Yenialp, açıklamasını şu sözlerle sürdürdü: "Zincir marketler yıllardan beri her geçen gün on binlerce şubesi olmakla övünerek her sokağa her mahalleye girdi. Sattıkları ürün yelpazesi ile de yüzlerce sektörde esnafımızın işini tek bir şubede yapıyorlar. Kırtasiyeden beyaz eşyaya, gıda ürünlerinden hazır giyime satmadıkları hiçbir kalemde ürün yok. Esnafın bu haksız rekabetin eziciliği karşısında korunması için Perakende Yasası’nın bir an önce köklü bir değişiklik ile güncellenmesi şart oldu. Bunun için Avrupa örneklerinden faydalanılmalı. Katı kuralları ile küçük işletmelerin yani esnafın haksız rekabette korunması için gerek yasaları gerek izinlere tabi açılışları ile Fransa bu noktada faydalı bir model olacaktır.

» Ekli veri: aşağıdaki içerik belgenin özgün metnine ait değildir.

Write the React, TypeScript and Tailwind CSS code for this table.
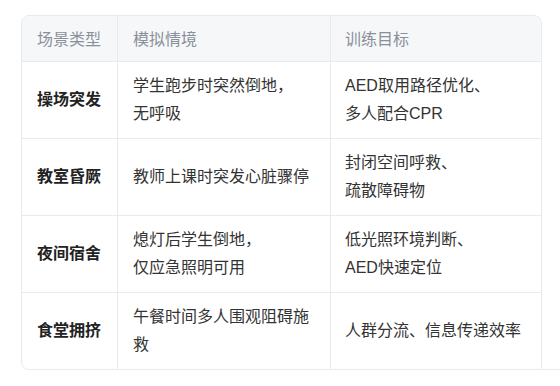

Esnafın haksız rekabete karşı korunması için öncelikle zincir marketlerin açılışları izne tabi olmalı. Bu izin ise bölgedeki arz-talep dengesine, trafik oluşmasına izin verilmeyecek yerlerde, o bölgenin nüfus yoğunluğuna, satış alanlarının yüz ölçümüne bakılması gibi kriterlere göre belirlenmeli. Bununla aynı öneme sahip bir diğer konu ise, toptancı ve üreticilerin zincir marketlere ve büyük işletmelere verdiği ürün fiyatını esnaf için de aynı tutması. Zincir marketler toptancılardan daha düşük gramajda, daha fazla ürün alarak satış fiyatında esnafa karşı avantajlı oluyor. Bu da zincir marketlerin ucuz, esnafın ise pahalı ürün sattığı algısına yol açıyor. Toptancı ve üreticilerin her alıcıya aynı fiyatta ve aynı gramajda ürün satması zorunlu hale gelmeli.

Tekelleşme esnafımızın kazancı için her zaman tehdit oluşturuyor. Bununla ilgili bakanlıklarımız ve devletimizin çalışmalarını umutla takip ediyor, destekliyoruz. Esnafın korunması, istihdamın zarar görmemesi ve ekonomi dengelerinin bozulmaması için çok önemli. Bu bilinçle göz önünde bulundurulması gereken konularla birlikte Perakende Yasası’nın güncellendiği müjdesi için sabırsızlıkla bekliyoruz."